英語資格・検定・試験English exam
聞き流すだけで英語は身に着くのかを考えます。
英語学習を始めたい方、続ける方から「CDを流しっぱなしにして聞いています」と言われたり、「聞き流していれば英語は習得できますか?」と質問されたりすることがあります。ほかの事をしながら英語を流しておく、気軽に取組める学習法として人気があるようです。聞き流すだけで英語習得は可能かというと、残念ながら不十分と答えるしかないのですが、でも、聞き流しにもメリットはあります。具体的に紹介しましょう。

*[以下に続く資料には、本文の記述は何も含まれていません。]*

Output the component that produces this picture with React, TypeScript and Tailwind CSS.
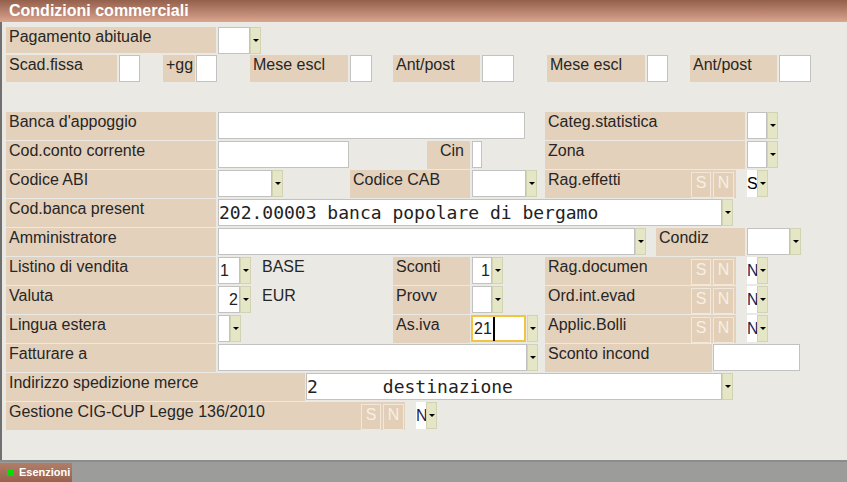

英語を話す(アウトプットする)には、相当量の知識(インプット)を取り入れる必要があります。視覚学習者の多い日本人では単語を増やす、文法書を読むなど、文字の情報を取り入れることが好き・得意とする方が多く、どうしても視覚情報と聴覚情報にギャップが生まれてしまいます。英語を聞き流しておけば、少しずつですが様々な表現や語彙が脳内に蓄積されていき、英語という情報を文字のみならず音として認識できるようになります。聞き流しのメリットはこれまで培った視覚情報に匹敵するだけの聴覚情報を追加できるということが挙げられます。続いて、日本語で理解できる内容を英語で聞き流すと、英語の文型に対する理解が深まります。英語を英語で理解する、ということです。最後に、膨大な量の英語に触れていると「コロケーション」と呼ばれる英語の語句の並びが身につきます。例えば”interested”には”in“、”different”には”from”が続くといった具合です。同じ音源を繰り返し聞き流していれば、こういったコロケーションを音として認識できるようになり、リスニング時のみならず、アウトプット時に利用可能な表現となります。

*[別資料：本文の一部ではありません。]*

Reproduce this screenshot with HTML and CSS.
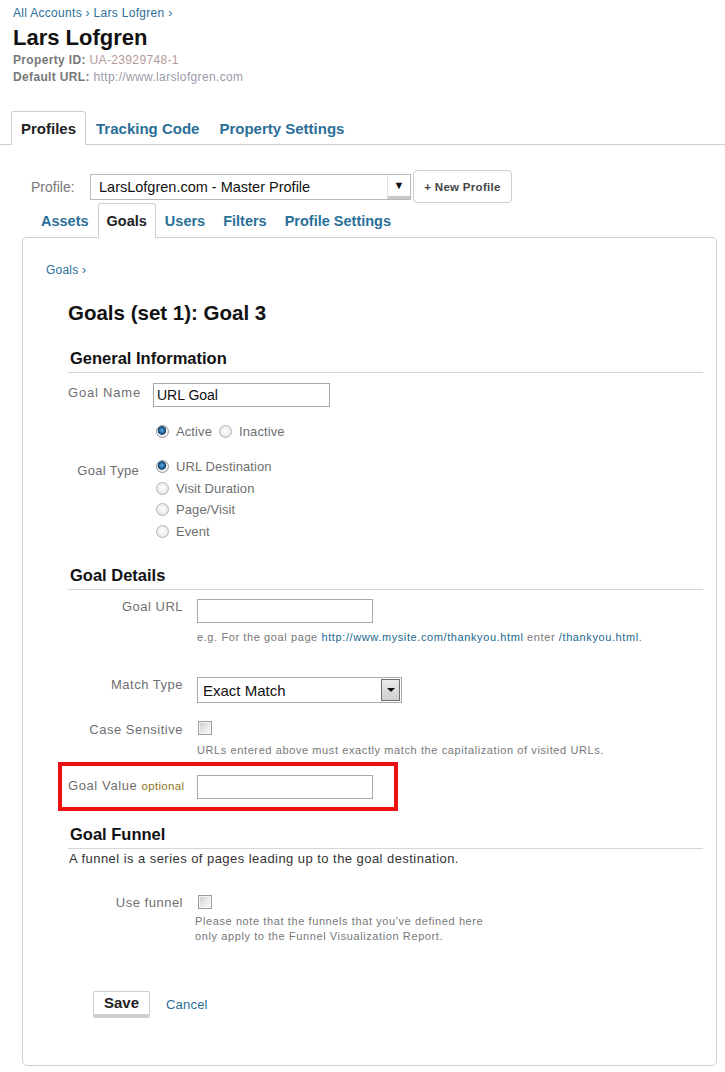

聞き流しでは語学習得は完結しないのですが、では、聞き流し後何をしたら良いのかを考えます。聞き流しによって膨大なインプットを仕入れたら、是非同じ素材を声に出して音読することをお勧めします。何度も繰り返し聞いた素材であれば音読もしやすいはずです。情景を思い出しながら、繰り返し声に出してみましょう。ここでインプットとアウトプットの均衡が整うはずです。”different”の後に”from”が続くと知識として理解していても、自分が話すときに淀みなくその表現が出て来なければ、残念ながら英語学習としては成功とはいえません。聞き流しだけでは英語は身に着かないというのはこの点にあります。大量の英語を聞いたら、同じ時間音読をしましょう。耳で馴染みある文章を口にすると、思っていたよりもすらすらと言えることに気がつくはずです。聞き流しにより、リスニングのみならずスピーキングが自分が思っていたよりもずっと上達していたことに気がつくでしょう。
聞き流しは語学習得に必要ですが、残念ながらそれだけでは不十分です。語学習得にはインプットとアウトプットのバランスを保つ事が必要で、膨大なインプットを仕入れたならば、それを音読という作業を通じてアウトプットすることが大切です。聞き流しは効果ない、と頭から否定するのではなく、聞き流しがもたらすメリットをアウトプットに活かせるような学習法に変えていきましょう。もし、しばらく使っていない英語の音声素材があるなら、まずはそれらを聞き流しし、続いて音読に利用してみてください。聞き流しによって手に入れた表現や文型、語彙のおかげで、次第に、自分の言いたいことを自分の言葉で表現できるような応用力も身についてくるはずです。